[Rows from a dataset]
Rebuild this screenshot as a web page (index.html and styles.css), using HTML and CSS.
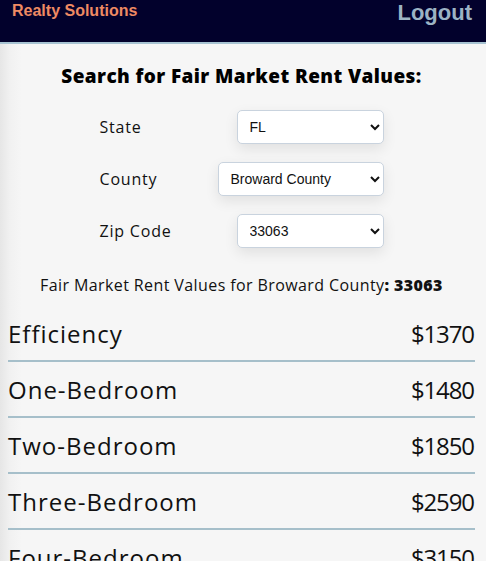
FILE: index.html
```html
<!DOCTYPE html>
<html lang="en">
<head>
<meta charset="utf-8">
<title>Fair Market Rent</title>
<link rel="stylesheet" href="styles.css">
</head>
<body>
<header class="topbar">
  <span class="brand">Realty Solutions</span>
  <a class="logout" href="#">Logout</a>
</header>
<main class="page">
  <h1 class="title">Search for Fair Market Rent Values:</h1>
  <form class="search">
    <label class="field">
      <span class="field-label">State</span>
      <select class="picker picker-short"><option>FL</option></select>
    </label>
    <label class="field">
      <span class="field-label">County</span>
      <select class="picker picker-wide"><option>Broward County</option></select>
    </label>
    <label class="field">
      <span class="field-label">Zip Code</span>
      <select class="picker picker-short"><option>33063</option></select>
    </label>
  </form>
  <p class="result">Fair Market Rent Values for Broward County<b>: 33063</b></p>
  <ul class="rents">
    <li class="rent"><span class="rent-name">Efficiency</span><span class="rent-value">$1370</span></li>
    <li class="rent"><span class="rent-name">One-Bedroom</span><span class="rent-value">$1480</span></li>
    <li class="rent"><span class="rent-name">Two-Bedroom</span><span class="rent-value">$1850</span></li>
    <li class="rent"><span class="rent-name">Three-Bedroom</span><span class="rent-value">$2590</span></li>
    <li class="rent"><span class="rent-name">Four-Bedroom</span><span class="rent-value">$3150</span></li>
  </ul>
</main>
</body>
</html>
```

FILE: styles.css
```css
html, body {
  margin: 0;
  padding: 0;
  height: 100%;
  overflow: hidden;
}
body {
  background: #f6f6f6;
  font-family: "Open Sans", "Liberation Sans", sans-serif;
  color: #111;
}
.topbar {
  height: 42px;
  background: #02012c;
  border-bottom: 2px solid #a7c3d2;
  display: flex;
  justify-content: space-between;
  align-items: flex-start;
  padding: 0 14px 0 12px;
  font-family: "Liberation Sans", Arial, sans-serif;
  font-weight: bold;
}
.brand {
  color: #ee8a63;
  font-size: 16px;
  line-height: 21px;
}
.logout {
  color: #9cb3c4;
  font-size: 22px;
  line-height: 25px;
  text-decoration: none;
}
.page {
  min-height: 100%;
  background: linear-gradient(to right, #e6e6e6 0, #f1f1f1 10px, #f6f6f6 22px);
  padding: 0 11px 0 8px;
}
.title {
  margin: 0;
  padding-top: 20px;
  text-align: center;
  font-size: 19px;
  font-weight: 800;
  letter-spacing: 0.4px;
  line-height: 24px;
  color: #000;
}
.search {
  width: 284px;
  margin: 22px auto 0;
  display: flex;
  flex-direction: column;
  gap: 18px;
}
.field {
  display: flex;
  justify-content: space-between;
  align-items: center;
}
.field-label {
  font-size: 16px;
  font-weight: 500;
  letter-spacing: 0.8px;
  color: #111;
}
.picker {
  height: 34px;
  background: #fff;
  border: 1px solid #c9d3de;
  border-radius: 5px;
  box-shadow: 0 5px 14px rgba(0, 0, 0, 0.09);
  font-family: "Liberation Sans", Arial, sans-serif;
  font-size: 14px;
  color: #111;
  padding: 0 6px 0 8px;
}
.picker-short { width: 147px; }
.picker-wide { width: 166px; }
.result {
  margin: 26px 0 0;
  text-align: center;
  font-size: 16px;
  letter-spacing: 0.4px;
  line-height: 22px;
}
.result b { font-weight: 800; }
.rents {
  list-style: none;
  margin: 10px 0 0;
  padding: 0;
}
.rent {
  height: 54px;
  display: flex;
  justify-content: space-between;
  align-items: center;
  border-bottom: 2px solid #a6bfca;
  font-size: 24px;
  font-weight: 400;
}
.rent-name {
  letter-spacing: 1px;
}
.rent-value {
  letter-spacing: -1.1px;
  margin-right: 1px;
}
```
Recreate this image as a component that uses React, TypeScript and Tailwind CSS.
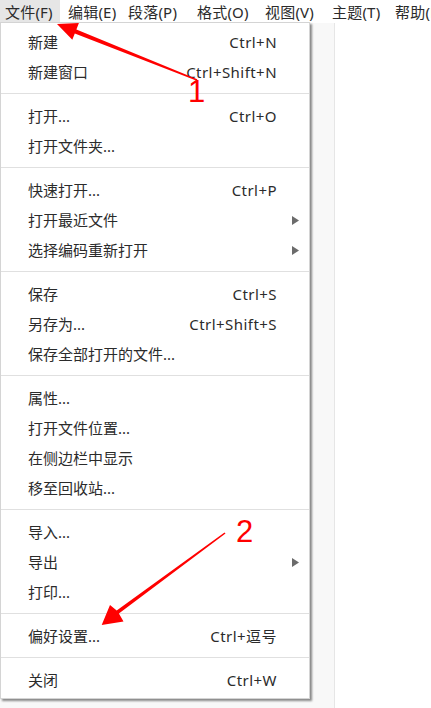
type Item = { label: string; shortcut?: string; sub?: boolean };

const groups: Item[][] = [
  [
    { label: "新建", shortcut: "Ctrl+N" },
    { label: "新建窗口", shortcut: "Ctrl+Shift+N" },
  ],
  [{ label: "打开...", shortcut: "Ctrl+O" }, { label: "打开文件夹..." }],
  [
    { label: "快速打开...", shortcut: "Ctrl+P" },
    { label: "打开最近文件", sub: true },
    { label: "选择编码重新打开", sub: true },
  ],
  [
    { label: "保存", shortcut: "Ctrl+S" },
    { label: "另存为...", shortcut: "Ctrl+Shift+S" },
    { label: "保存全部打开的文件..." },
  ],
  [
    { label: "属性..." },
    { label: "打开文件位置..." },
    { label: "在侧边栏中显示" },
    { label: "移至回收站..." },
  ],
  [{ label: "导入..." }, { label: "导出", sub: true }, { label: "打印..." }],
  [{ label: "偏好设置...", shortcut: "Ctrl+逗号" }],
  [{ label: "关闭", shortcut: "Ctrl+W" }],
];

// menu bar entries with their widths in the bar
const bar = [
  { t: "文件(F)", w: "w-[60px] mr-[3px] bg-[#e6e6e6]" },
  { t: "编辑(E)", w: "w-[60px]" },
  { t: "段落(P)", w: "w-[69px]" },
  { t: "格式(O)", w: "w-[68px]" },
  { t: "视图(V)", w: "w-[67px]" },
  { t: "主题(T)", w: "w-[63px]" },
  { t: "帮助(H)", w: "w-[70px]" },
];

function Row({ item }: { item: Item }) {
  return (
    <div className="flex h-[30px] items-center pl-[27px]">
      <span className="flex-1">{item.label}</span>
      {item.shortcut && <span className="tracking-[0.45px]">{item.shortcut}</span>}
      <span className="flex w-[32px] items-center">
        {item.sub && (
          <svg width="7" height="9" viewBox="0 0 7 9" className="ml-[15px]">
            <path d="M0 0 L7 4.5 L0 9 Z" fill="#6b6b6b" />
          </svg>
        )}
      </span>
    </div>
  );
}

export default function App() {
  return (
    <div className="relative flex h-[708px] w-[431px] flex-col overflow-hidden bg-white font-['Noto_Sans','Noto_Sans_CJK_SC',sans-serif] text-[15px] text-[#2b2b2b]">
      <div className="flex h-[23px] shrink-0 items-center whitespace-nowrap">
        {bar.map((b) => (
          <div key={b.t} className={`flex h-full shrink-0 items-center pl-[5px] pt-[2px] tracking-[0.2px] ${b.w}`}>
            {b.t}
          </div>
        ))}
      </div>

      <div className="flex flex-1">
        <div className="w-[335px] border-r border-[#e6e6e6] bg-[#f8f8f8]" />
        <div className="flex-1 bg-white" />
      </div>

      {/* file menu */}
      <div className="absolute left-0 top-[22px] w-[310px] border border-[#d4d4d4] bg-white pb-[3px] pt-[4px] shadow-[2px_2px_2px_rgba(0,0,0,0.45)]">
        {groups.map((g, gi) => (
          <div key={gi}>
            {gi > 0 && <div className="mb-[7px] mt-[6px] h-px bg-[#e0e0e0]" />}
            {g.map((it) => (
              <Row key={it.label} item={it} />
            ))}
          </div>
        ))}
      </div>

      {/* annotations */}
      <svg
        className="pointer-events-none absolute left-0 top-0"
        width="431"
        height="708"
        viewBox="0 0 431 708"
      >
        <polygon
          fill="#ff0000"
          points="57,24 72.3,39.8 74.8,33.4 196.8,80.7 197.3,79.3 76.4,29.4 78.9,23"
        />
        <polygon
          fill="#ff0000"
          points="101.7,625 123.5,621.5 118.9,613.6 225.5,533.6 224.5,532.4 116.7,610.6 110,605"
        />
        <text x="188" y="102" fontSize="31" fill="#ff0000" fontFamily="Liberation Sans">
          1
        </text>
        <text x="236" y="542" fontSize="31" fill="#ff0000" fontFamily="Liberation Sans">
          2
        </text>
      </svg>
    </div>
  );
}
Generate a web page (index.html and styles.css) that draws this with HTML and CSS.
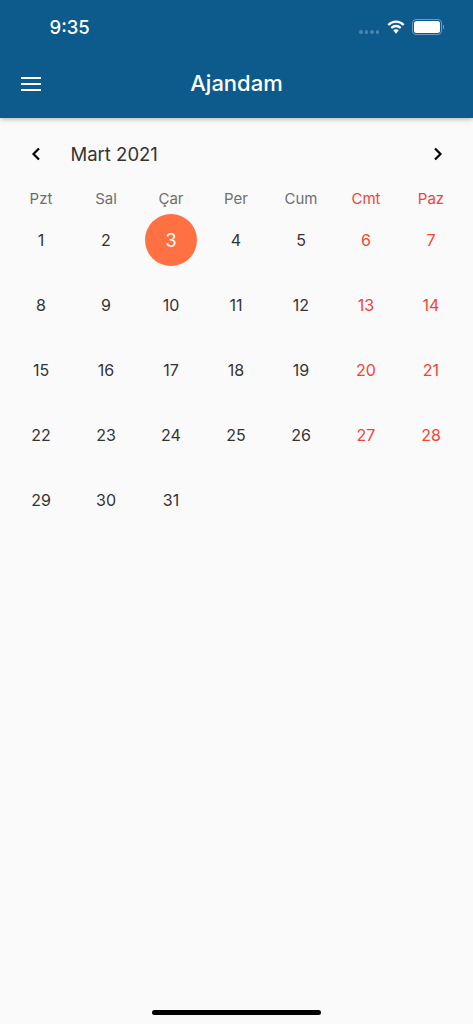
FILE: index.html
```html
<!DOCTYPE html>
<html lang="tr">
<head>
    <meta charset="UTF-8">
    <meta name="viewport" content="width=device-width, initial-scale=1.0">
    <title>Ajandam</title>
    <link rel="stylesheet" href="styles.css">
</head>
<body>
    <div class="phone">
        <header class="appbar">
            <div class="status">
                <div class="time">9:35</div>
                <div class="status-icons">
                    <div class="signal"><span></span><span></span><span></span><span></span></div>
                    <svg class="wifi" width="18" height="14" viewBox="0 0 18 14">
                        <path d="M1.300 5C3.300 3 6 1.700 9 1.700S14.700 3 16.700 5" fill="none" stroke="#fff" stroke-width="2.300"/>
                        <path d="M4.300 8C5.500 6.800 7.100 6 9 6s3.500.8 4.700 2" fill="none" stroke="#fff" stroke-width="2.300"/>
                        <path d="M6.200 10.300C7 9.600 8 9.200 9 9.200s2 .4 2.800 1.100L9 13.800z" fill="#fff"/>
                    </svg>
                    <div class="battery"><div class="battery-level"></div></div>
                    <div class="battery-cap"></div>
                </div>
            </div>
            <div class="toolbar">
                <div class="menu"><span></span><span></span><span></span></div>
                <div class="title">Ajandam</div>
            </div>
        </header>

        <main class="calendar">
            <div class="month-row">
                <svg class="arrow" width="12" height="14" viewBox="0 0 12 14"><path d="M9 1.500L3.500 7 9 12.500" fill="none" stroke="#000" stroke-width="2.200"/></svg>
                <div class="month">Mart 2021</div>
                <svg class="arrow next" width="12" height="14" viewBox="0 0 12 14"><path d="M3 1.500L8.500 7 3 12.500" fill="none" stroke="#000" stroke-width="2.200"/></svg>
            </div>

            <div class="weekdays">
                <div>Pzt</div>
                <div>Sal</div>
                <div>Çar</div>
                <div>Per</div>
                <div>Cum</div>
                <div class="weekend">Cmt</div>
                <div class="weekend">Paz</div>
            </div>

            <div class="days">
                <div>1</div>
                <div>2</div>
                <div><span class="today">3</span></div>
                <div>4</div>
                <div>5</div>
                <div class="weekend">6</div>
                <div class="weekend">7</div>
                <div>8</div>
                <div>9</div>
                <div>10</div>
                <div>11</div>
                <div>12</div>
                <div class="weekend">13</div>
                <div class="weekend">14</div>
                <div>15</div>
                <div>16</div>
                <div>17</div>
                <div>18</div>
                <div>19</div>
                <div class="weekend">20</div>
                <div class="weekend">21</div>
                <div>22</div>
                <div>23</div>
                <div>24</div>
                <div>25</div>
                <div>26</div>
                <div class="weekend">27</div>
                <div class="weekend">28</div>
                <div>29</div>
                <div>30</div>
                <div>31</div>
            </div>
        </main>

        <div class="home-bar"></div>
    </div>
</body>
</html>
```

FILE: styles.css
```css
html, body {
    margin: 0;
    padding: 0;
}

body {
    background-color: #FAFAFA;
    font-family: "Inter", "Roboto", sans-serif;
}

.phone {
    height: 1024px;
    width: 473px;
    display: flex;
    flex-direction: column;
    overflow: hidden;
}

.appbar {
    height: 118px;
    background-color: #0D5A8C;
    box-shadow: 0 1px 5px rgba(0, 0, 0, 0.3);
    color: #fff;
}

.status {
    height: 54px;
    display: flex;
    justify-content: space-between;
    align-items: center;
    padding: 0 29px 0 49.500px;
}

.time {
    font-size: 18.500px;
    font-weight: 500;
}

.status-icons {
    display: flex;
    align-items: center;
}

.signal {
    display: flex;
    gap: 2px;
    margin: 10px 8px 0 0;
}

.signal span {
    width: 3.500px;
    height: 3.500px;
    border-radius: 50%;
    background-color: #4A84AB;
}

.wifi {
    margin-right: 7px;
}

.battery {
    width: 26px;
    height: 12px;
    border: solid 1px #6E9BBA;
    border-radius: 4px;
    padding: 1px;
}

.battery-level {
    height: 100%;
    background-color: #fff;
    border-radius: 2.500px;
}

.battery-cap {
    width: 1px;
    height: 4px;
    margin-left: 1px;
    background-color: #6E9BBA;
}

.toolbar {
    height: 58px;
    display: flex;
    align-items: center;
    justify-content: center;
    position: relative;
}

.menu {
    position: absolute;
    left: 21px;
    top: 22.500px;
    width: 20px;
    display: flex;
    flex-direction: column;
    gap: 4px;
}

.menu span {
    height: 2px;
    background-color: #fff;
}

.title {
    font-size: 22px;
    font-weight: 500;
}

.calendar {
    padding: 18px 8.500px 0;
}

.month-row {
    height: 36px;
    display: flex;
    align-items: center;
    padding: 0 21px;
}

.month {
    margin-left: 29px;
    font-size: 18.500px;
    color: #333;
}

.arrow.next {
    margin-left: auto;
}

.weekdays {
    display: grid;
    grid-template-columns: repeat(7, 65px);
    height: 19px;
    align-items: center;
    margin-top: 16.500px;
    text-align: center;
    font-size: 15px;
    color: #6E6E6E;
}

.days {
    display: grid;
    grid-template-columns: repeat(7, 65px);
    grid-auto-rows: 65px;
    text-align: center;
    font-size: 16px;
    color: #333;
}

.days div {
    display: flex;
    justify-content: center;
    align-items: center;
}

.weekdays .weekend,
.days .weekend {
    color: #F44336;
}

.today {
    width: 52.500px;
    height: 52.500px;
    border-radius: 50%;
    background-color: #FF7043;
    color: #fff;
    font-size: 18px;
    display: flex;
    justify-content: center;
    align-items: center;
}

.home-bar {
    width: 169px;
    height: 5px;
    margin: auto auto 9px;
    border-radius: 3px;
    background-color: #000;
}
```
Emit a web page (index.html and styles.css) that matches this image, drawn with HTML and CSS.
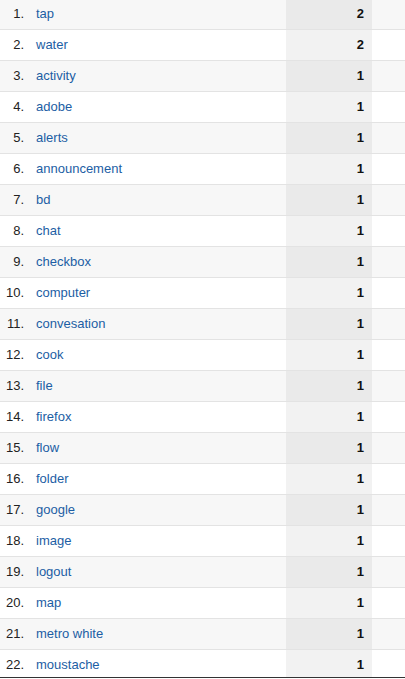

● Exercise: Gather each line that holds "image".

● Task result:
Recreate this image as a component that uses React, TypeScript and Tailwind CSS.
Emit a web page (index.html and styles.css) that matches this image, drawn with HTML and CSS.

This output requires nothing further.